Morning after morning after

According to an (even) older Czech friend: “When you live long enough you see some strange things.” According to his wife, it is the current theme of his observations, back home in Zlin. The world, I have observed myself, is generally quite strange, except in moments when it becomes stranger. At such times, the most one can do is resist “change” — by staying monotonously sane, oneself. And yes, this is ineffective.

There are people older and wiser than I. One of them is Dennis Prager, whom I have long read with respect. On “a lifelong quest to understand human nature and human behaviour,” he wrote a column I seriously recommend, about what he has learnt recently, culminating in the Batflu. (Here.)

It is ostensibly about the “Good German.” It is extensively about the many, many millions, through history, who quietly accepted life under the Gestapo, or its parallel in many other countries. Why did these “silent majorities” put up with often monstrous deeds? Why didn’t they at least “protest”? How could they just stand by?

Why, let me add, after evil regimes collapsed, did they say, “We didn’t know” — what was happening to their former Jewish neighbours, or others who had been rounded up? Why even bother saying “we didn’t know,” when they couldn’t not have known, but had just been keeping their heads down.

Years ago, when the Czech friend mentioned above (then a refugee to Canada) was working in my Idler magazine, we had that discussion. Another staff member — smart, but glib and Canadian — was condemning Czechs and others for failing to resist the Communists. Why didn’t they make a stand? Why did most of them quietly submit to tyranny, and play along with all the lies and the mendacity of the tyrants?

It was a wild exchange. Suddenly my Czech, who like so many had risked his life to escape to the West, became angry. I had never seen him angry, before. He said nothing intemperate, but the veins on his neck were bulging. He had, for the moment, had enough of this smug young “conservative intellectual.” But he only said that, if his questioner had any experience of the circumstances, he wouldn’t say things so asinine and fatuous.
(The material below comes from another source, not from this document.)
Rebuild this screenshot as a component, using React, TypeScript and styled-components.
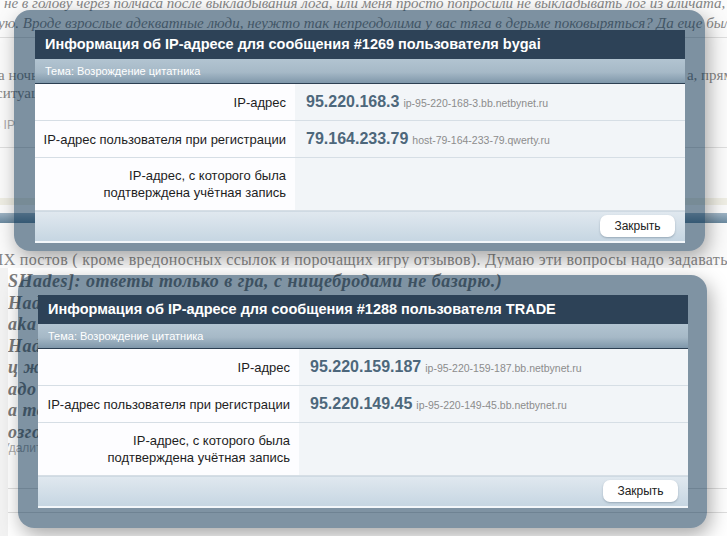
import React from "react"
import styled, { createGlobalStyle } from "styled-components"

const Global = createGlobalStyle`
  html, body { margin: 0; padding: 0; background: #f4f4f4; }
  body { width: 727px; height: 536px; overflow: hidden; font-family: "Liberation Sans", Arial, sans-serif; }
`

type Row = { label: React.ReactNode; ip?: string; host?: string; tall?: boolean }

type DialogData = { post: string; user: string; topic: string; rows: Row[] }

const dialogs: DialogData[] = [
  {
    post: "1269",
    user: "bygai",
    topic: "Возрождение цитатника",
    rows: [
      { label: "IP-адрес", ip: "95.220.168.3", host: "ip-95-220-168-3.bb.netbynet.ru" },
      { label: "IP-адрес пользователя при регистрации", ip: "79.164.233.79", host: "host-79-164-233-79.qwerty.ru" },
      { label: <>IP-адрес, с которого была<br />подтверждена учётная запись</>, tall: true },
    ],
  },
  {
    post: "1288",
    user: "TRADE",
    topic: "Возрождение цитатника",
    rows: [
      { label: "IP-адрес", ip: "95.220.159.187", host: "ip-95-220-159-187.bb.netbynet.ru" },
      { label: "IP-адрес пользователя при регистрации", ip: "95.220.149.45", host: "ip-95-220-149-45.bb.netbynet.ru" },
      { label: <>IP-адрес, с которого была<br />подтверждена учётная запись</>, tall: true },
    ],
  },
]

const leftLines = ["Hades]: вот", "aka нет", "Hades]: так", "ц же", "адо бы", "а то", "озго"]

const IpDialog: React.FC<{ data: DialogData; labelWidth: number }> = ({ data, labelWidth }) => (
  <S.Dialog>
    <S.Title>Информация об IP-адресе для сообщения #{data.post} пользователя {data.user}</S.Title>
    <S.Topic>Тема: {data.topic}</S.Topic>
    {data.rows.map((row, i) => (
      <S.Row key={i} $tall={row.tall} $labelWidth={labelWidth}>
        <S.Label>{row.label}</S.Label>
        <S.Value>
          {row.ip && <S.Ip>{row.ip}</S.Ip>}
          {row.host && <S.Host>{row.host}</S.Host>}
        </S.Value>
      </S.Row>
    ))}
    <S.Footer>
      <S.Button>Закрыть</S.Button>
    </S.Footer>
  </S.Dialog>
)

export default function App() {
  return (
    <>
      <Global />
      <S.Page>
        <S.TopShot>
          <S.ClippedLine>не в голову через полчаса после выкладывания лога, или меня просто попросили не выкладывать лог из аличата, знач</S.ClippedLine>
          <S.ItalicLine>ую. Вроде взрослые адекватные люди, неужто так непреодолима у вас тяга в дерьме поковыряться? Да еще было бы в</S.ItalicLine>
          <S.Rule $top={4} />
          <S.SplitLine $top={28}>
            <span>а ночь</span>
            <span>а, прям</span>
          </S.SplitLine>
          <S.PlainLine>ситуация</S.PlainLine>
          <S.SmallLine $top={16}>ь IP</S.SmallLine>
          <S.Rule $top={15} />
          <S.Band />
          <S.Stripe />
          <S.WideLine>IX постов ( кроме вредоносных ссылок и порочащих игру отзывов). Думаю эти вопросы надо задавать</S.WideLine>
          <S.Frame $left={14} $top={10} $width={691} $pad="20px 20px 8px 21px">
            <IpDialog data={dialogs[0]} labelWidth={260} />
          </S.Frame>
        </S.TopShot>
        <S.BottomShot>
          <S.Sheet>
            <S.BoldLine $top={3}>SHades]: ответы только в гра, с нищебродами не базарю.)</S.BoldLine>
            {leftLines.map((t, i) => (
              <S.BoldLine key={i}>{t}</S.BoldLine>
            ))}
            <S.SmallLine $top={-2}>Удалить</S.SmallLine>
            <S.Rule $top={33} />
            <S.Rule $top={23} />
          </S.Sheet>
          <S.Frame $left={18} $top={7} $width={689} $pad="20px 19px 20px 20px">
            <IpDialog data={dialogs[1]} labelWidth={261} />
          </S.Frame>
        </S.BottomShot>
      </S.Page>
    </>
  )
}

const S = {
  Page: styled.div`
    display: flex;
    flex-direction: column;
    width: 727px;
    height: 536px;
    overflow: hidden;
  `,
  TopShot: styled.div`
    position: relative;
    height: 268px;
    background: #fbfbfb;
    overflow: hidden;
    font-family: "Liberation Serif", Georgia, serif;
    color: #858585;
  `,
  BottomShot: styled.div`
    position: relative;
    height: 268px;
    padding-left: 8px;
    background: #f2f2f2;
    overflow: hidden;
  `,
  Sheet: styled.div`
    height: 100%;
    overflow: hidden;
    background: #ffffff;
    font-family: "Liberation Serif", Georgia, serif;
    color: #7a7a7a;
  `,
  ClippedLine: styled.div`
    margin-top: -7px;
    padding-left: 4px;
    height: 20px;
    line-height: 20px;
    font-size: 15px;
    font-style: italic;
    white-space: nowrap;
  `,
  ItalicLine: styled.div`
    height: 20px;
    line-height: 20px;
    font-size: 15px;
    font-style: italic;
    white-space: nowrap;
    margin-left: -2px;
  `,
  PlainLine: styled.div`
    height: 18px;
    line-height: 18px;
    font-size: 15px;
    white-space: nowrap;
    margin-left: -4px;
  `,
  WideLine: styled.div`
    margin-top: 28px;
    height: 18px;
    line-height: 18px;
    font-size: 16px;
    letter-spacing: 0.3px;
    white-space: nowrap;
    margin-left: -2px;
  `,
  SplitLine: styled.div<{ $top: number }>`
    display: flex;
    justify-content: space-between;
    margin: ${(p) => p.$top}px -6px 0 -2px;
    height: 18px;
    line-height: 18px;
    font-size: 15px;
    white-space: nowrap;
  `,
  SmallLine: styled.div<{ $top: number }>`
    margin-top: ${(p) => p.$top}px;
    margin-left: -6px;
    height: 14px;
    line-height: 14px;
    font-family: "Liberation Sans", Arial, sans-serif;
    font-size: 12px;
    color: #a9a9a9;
  `,
  Rule: styled.div<{ $top: number }>`
    margin-top: ${(p) => p.$top}px;
    height: 1px;
    background: #dedede;
  `,
  Band: styled.div`
    margin-top: 50px;
    height: 7px;
    background: #efeee4;
  `,
  Stripe: styled.div`
    margin-top: 8px;
    height: 10px;
    background: linear-gradient(#9fb4c4, #6a899f);
  `,
  BoldLine: styled.div<{ $top?: number }>`
    margin-top: ${(p) => p.$top ?? 0}px;
    height: 21.5px;
    line-height: 21.5px;
    font-size: 18px;
    letter-spacing: 0.5px;
    font-weight: bold;
    font-style: italic;
    white-space: nowrap;
  `,
  Frame: styled.div<{ $left: number; $top: number; $width: number; $pad: string }>`
    position: absolute;
    left: ${(p) => p.$left}px;
    top: ${(p) => p.$top}px;
    width: ${(p) => p.$width}px;
    box-sizing: border-box;
    padding: ${(p) => p.$pad};
    background: rgba(0, 40, 72, 0.5);
    border-radius: 16px;
    box-shadow: 3px 7px 20px rgba(0, 0, 0, 0.35);
  `,
  Dialog: styled.div`
    display: flex;
    flex-direction: column;
    font-family: "Liberation Sans", Tahoma, Arial, sans-serif;
  `,
  Title: styled.div`
    height: 29px;
    line-height: 29px;
    padding-left: 10px;
    background: #2d4257;
    color: #ffffff;
    font-size: 14.5px;
    font-weight: bold;
    white-space: nowrap;
  `,
  Topic: styled.div`
    height: 24px;
    line-height: 25px;
    padding-left: 10px;
    background: linear-gradient(#b2c4d1 0%, #a6b9c7 55%, #7f97aa 100%);
    border-bottom: 1px solid #2c3f52;
    color: #ffffff;
    font-size: 11px;
  `,
  Row: styled.div<{ $tall?: boolean; $labelWidth: number }>`
    display: grid;
    grid-template-columns: ${(p) => p.$labelWidth}px 1fr;
    height: ${(p) => (p.$tall ? 53 : 37)}px;
    box-sizing: border-box;
    border-bottom: 1px solid #d6dee5;
    &:last-of-type { border-bottom: none; }
  `,
  Label: styled.div`
    display: flex;
    align-items: center;
    justify-content: flex-end;
    padding-right: 9px;
    background: #fdfdff;
    color: #1e1e1e;
    font-size: 13px;
    line-height: 17px;
    text-align: right;
  `,
  Value: styled.div`
    display: flex;
    align-items: center;
    gap: 4px;
    padding-left: 11px;
    background: #f2f5f8;
  `,
  Ip: styled.span`
    color: #4d677b;
    font-size: 16px;
    font-weight: bold;
  `,
  Host: styled.span`
    color: #8c8c8c;
    font-size: 10.5px;
    padding-top: 2px;
  `,
  Footer: styled.div`
    display: flex;
    align-items: center;
    justify-content: flex-end;
    height: 32px;
    box-sizing: border-box;
    padding: 0 10px 2px 0;
    background: linear-gradient(#e0e8ef, #c6d6e2);
    border-top: 1px solid #cfdae3;
    border-bottom: 2px solid #f3f7fa;
  `,
  Button: styled.div`
    width: 75px;
    height: 22px;
    line-height: 22px;
    text-align: center;
    background: #ffffff;
    border-radius: 7px;
    box-shadow: 0 1px 2px rgba(60, 80, 100, 0.35);
    color: #222;
    font-size: 12px;
  `,
}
Really, one cannot say more. And today, Dennis Prager writes of the ease with which North Americans have accepted censorship, cancel culture, and leftwing intimidation, when they actually have the overwhelming power of numbers, and could easily win the battle they are losing. For an easy life, they play along. Rather than resist, they quickly adapt to the “politically correct,” and cheerfully utter the latest false platitudes. The more cynical advance themselves by playing along actively. They join the hyenas.

Prager finds himself defending the much-maligned “Good Germans” — who did not choose to let the Gestapo make examples of them, at a time when their lives were cheap.

For me, it was a little revelation to learn how Channel Islanders had behaved under Nazi occupation. I realized that all the grandstanding about British bravery under Churchill was sludge. Had the whole of the British Isles been occupied during World War Two, the British would have acted like the Vichy French. A few, to be sure, would have fought underground (as in France); but the great majority would have collaborated, in their various degrees of enthusiasm. Instead of a Churchill to salute, they would have had a Quisling.

It is pointless to misrepresent human nature.

We have saints and heroes. They have made a difference, “bigly,” at times. Even to losing causes, they have brought glory. I attribute them to God.

Those who attribute sanctity and heroism to Man, will continue to populate our swamps.